Cooper Webb: I think both. For me, I think if I can win a race, that’s going to give me all the confidence I need to bring the consistency and have that winning attitude. I feel like I already have the winning attitude. I’m already a very confident person. But, say I can win a race. That would be like, okay, I can beat every single one of these guys. I think that that will bring the consistency.
Overall, I want to be consistent, but I don’t want to be consistently not battling with the top guys. For me, the goal is to go out there and, at the end of the day, win races. I think that winning the races will bring the consistency—being on the podium consistently or in the top five will bring that just in my attitude.
UM: It seems like the podium is going to be very crowded this year.
Cooper Webb: [laughs] Yeah.
UM: The fight for that is going to be maybe harder than it has been in decades.
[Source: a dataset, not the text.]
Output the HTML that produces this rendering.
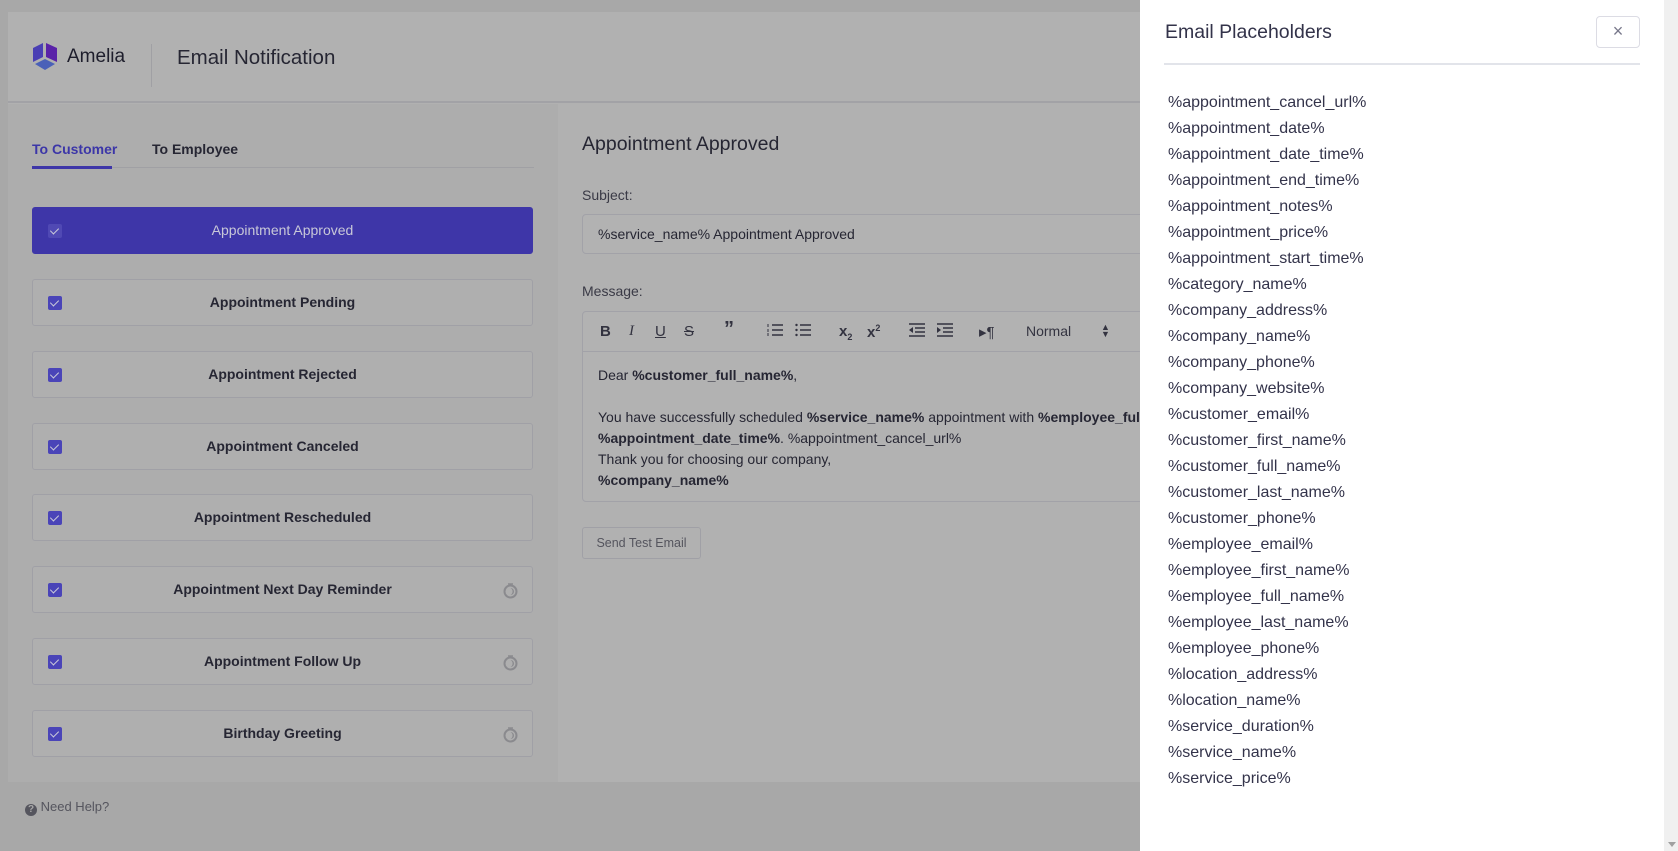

Cooper Webb: Yeah, absolutely. It’s going to be really tough; I mean, there are so many good guys—that’s why it’s the premier class. I think every weekend, in theory, should be a mix up, but you never know. Hopefully, I’m up there in the mix.
UM: There have been rookie champions before in the 450 class. Do you see that as a possibility or an unreasonable expectation?
Cooper Webb: I think it’s a possibility. That’s what I’m working for—every championship series I enter, that’s the goal, to win the championship. I don’t think it’s out of hand. I think it will be very difficult to do. I’d really have to be on top of my A-game.
For me, I think that 18 races is going to be the biggest thing—being they are every weekend. I’m used to just six races, and then a break. I’ve always trained for the six races—being at 100 percent for those six races. Now, I have to be at my best for 18 races. So, I think coming into the season a little bit under 100 percent is our goal, and then building. Then once it goes to the East Coast, that’s when I’m at 100 percent and hopefully continue in those ten races strong. I don’t want to come in and do really good the first six, seven, eight races, and then just kind of fizzle out. I want to there the whole year. It’s going to be a learning year, for sure, but I definitely want to be up there in the mix.